While Congress is currently in recess, political junkies may think they’ll have a hard time getting their fix of the latest news of the day.
They need not fear: Virginia has got them covered. The candidates in Virginia’s gubernatorial race are a lot of things, but boring is not one of them. But while they may be interesting and entertaining, they are also hard to really like.
Terry McAuliffe, the Democratic nominee, is the living embodiment of machine politics. Prone to hyperbole and having a good time, he’s a quintessential pol. A self-described hustler, he started his first business, paving driveways, at the age of 14. By his early 20s he was already raising money for Jimmy Carter’s reelection campaign, masking his youth by wearing fake glasses. McAuliffe also used his networking skills to aid his business ventures, some of which would attract the watchful eye of the feds.
By the early 90s, McAuliffe had become the money man of the Democratic Party, raising absurd sums of money for both of Bill Clinton’s presidential campaigns. In fact, McAuliffe was so busy schmoozing donors, he didn’t have time for much else, including his wife Dorothy or his children. According to his memoir, he almost missed the birth of his daughter Sarah to attend a party for a journalist at the Washington Post. He made Dorothy and newborn son Peter wait in the car while he quickly ducked in to a fundraiser: “We got to the dinner and by then Dorothy was in tears, and I left her with Justin and went inside.” But hey, he raised “a million bucks for the Democratic Party.” And in 1993, while his son Jack was being born, he spent his time arguing with one of the doctors about the merits of Bill Clinton’s plan for health care reform. McAuliffe recounts all this in his memoir in a casual and jocular tone, as if he’s a happy warrior fighting the good fight and having a good time, almost as if he doesn’t realize how morally grey his actions appear to everyone else.

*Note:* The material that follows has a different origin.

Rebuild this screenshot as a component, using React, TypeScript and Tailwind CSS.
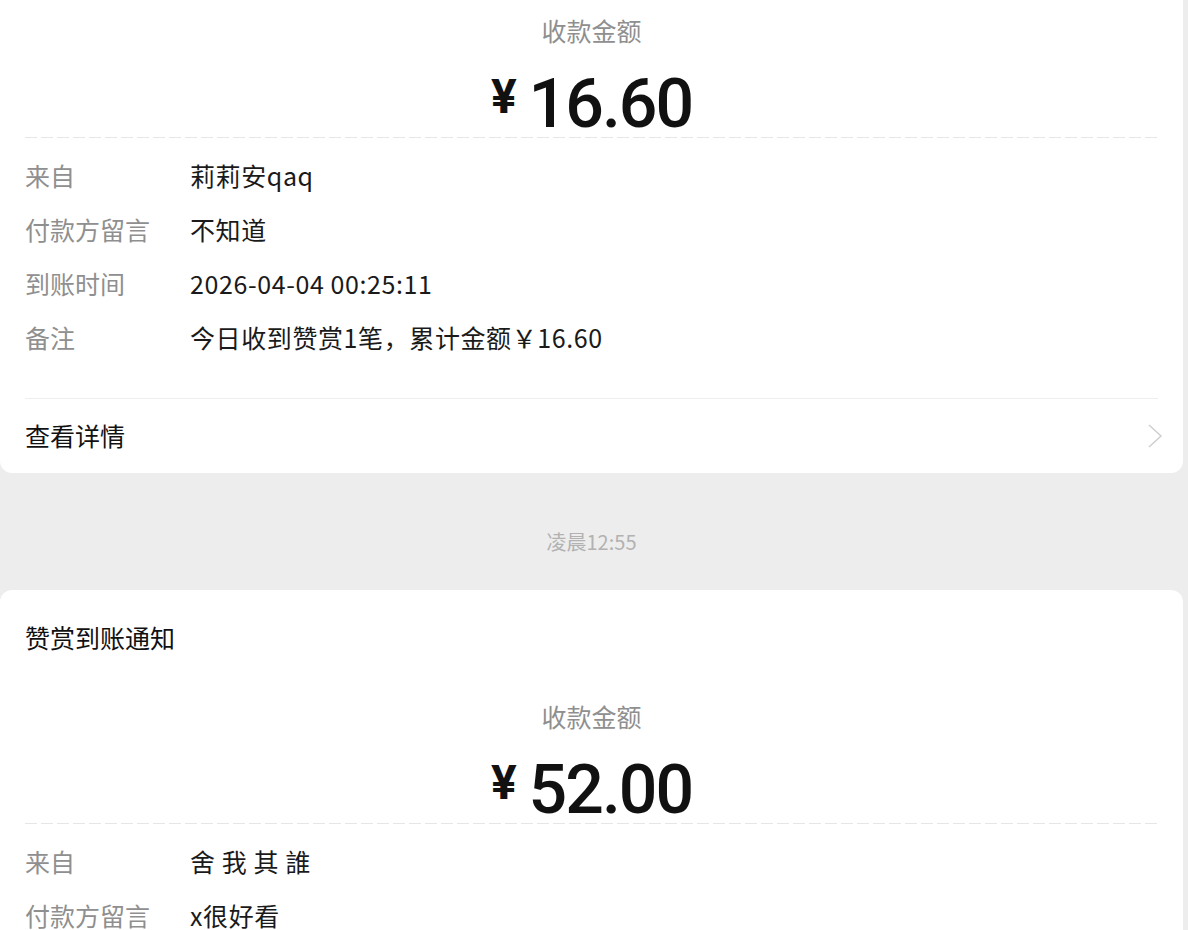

Ken Cuccinelli, the Republican nominee, is not as colorful as his opponent. In fact, pious may be a better word. Where McAuliffe is happy-go-lucky and seems to be only concerned with the game of politics, Cuccinelli is deadly serious and principled, which is what everyone says they want in a politician. He’s also probably better to his own family than McAuliffe, although that’s a very low bar.
But Cuccinelli’s family values platform and conservative ideology are likely to turn moderates off. His anti-gay rhetoric and support for Virginia's anti-sodomy law, which is currently undergoing legal challenge, depict a man out of step with the tide of public opinion. He may also have recently come to regret his statements of support for Iowa Congressman Steve King, whose recent comments implying that many of the children of illegal immigrants are drug mules with "calves the size of cantaloupes" have gotten him into hot water. Then again, maybe not. He has continued to stand by his anti-gay comments of the past, despite fresh controversy about them. Cucinelli has also written that Obama’s health care law “did to the American people what the tyrant we rebelled against in 1775 couldn’t even do when we were merely subjects.” This right-wing ideology may be principled to some, but for many voters it comes across as fanaticism.
Because of the deep flaws of both candidates, the race is close, with McAuliffe holding a slight lead in the polls. It seems that whoever wins is going to be a polarizing and unlikeable governor. Whatever happens, it seems Virginia voters will have an entertaining election, if nothing else.